At the heart of Norcia is the Monastery of St Benedict, built around the fifth century secular basilica where Ss Benedict and Scholastica were born in 480. At the heart of the community is the daily round of eight offices and the Holy Sacrifice of the Mass.
St Gregory’s teaching and apostolate flowed forth from the life of the Monastery of St Andrew on the Caelian Hill and the ideal for which he and his brethren strove is epitomised in the life of St Benedict, which occupies the entire second book of St Gregory’s Dialogues.
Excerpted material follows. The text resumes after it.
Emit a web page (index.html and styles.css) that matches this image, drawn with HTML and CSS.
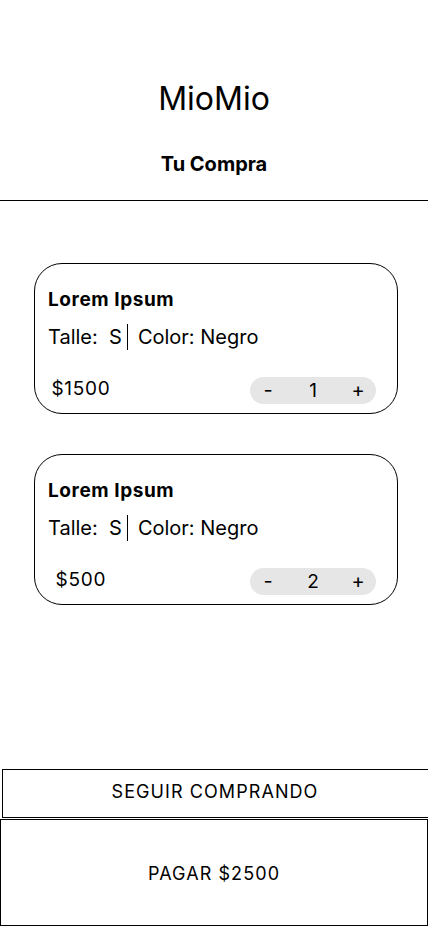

Central to the programme of the Dialogos Institute will be the study of the Psalter, the Rule of St Benedict and the works St Benedict recommended therein: St John Cassian’s Institutes, the Rule of St Basil and the Sayings of the Desert Fathers.
The authoritative texts in disputation are not the products of modern academia but those handed down by the ages and by the tradition of the church. It is not the professor who teaches but the Scriptures, the Magisterium, the Fathers and Doctors of the Church, and the wisdom of Greek and Roman antiquity. Gregory stands at the intersection of Antiquity and the Medium Aevum, between the world of the Fathers and the birth of Scholasticism. He is our guide as we follow the command of the Apostle, "test everything, hold fast to that which is good".
Instead of lectures founded upon the conviction that authority lies in the current academic consensus, the Institute is founded upon the Socratic disputation. It is not the professor who teaches but rather the wisdom of Greek and Roman antiquity redeemed and perfected by the Deposit of Faith. Consulted in their original languages, the language of the sources in disputation will be English, the universal tongue of the present age whose sacred history begins with St Gregory’s monastic evangelisation.
For a thousand years the bulk of the Christian East has been sundered from the faithful in communion with the Roman Pontiff. St Gregory, codifier of the Roman liturgy and by tradition contributor to the Byzantine liturgical heritage, served for six years as Papal ambassador at Constantinople. Dedicated to this heritage, the Institute strives to make available to its members the fullness of the liturgical, spiritual and intellectual heritage of the Old and the New Rome. It will also pay special attention to the writings of St Gregory which were (even during his lifetime) most widely disseminated in the Greek speaking East, more widely than those of any other Latin Father.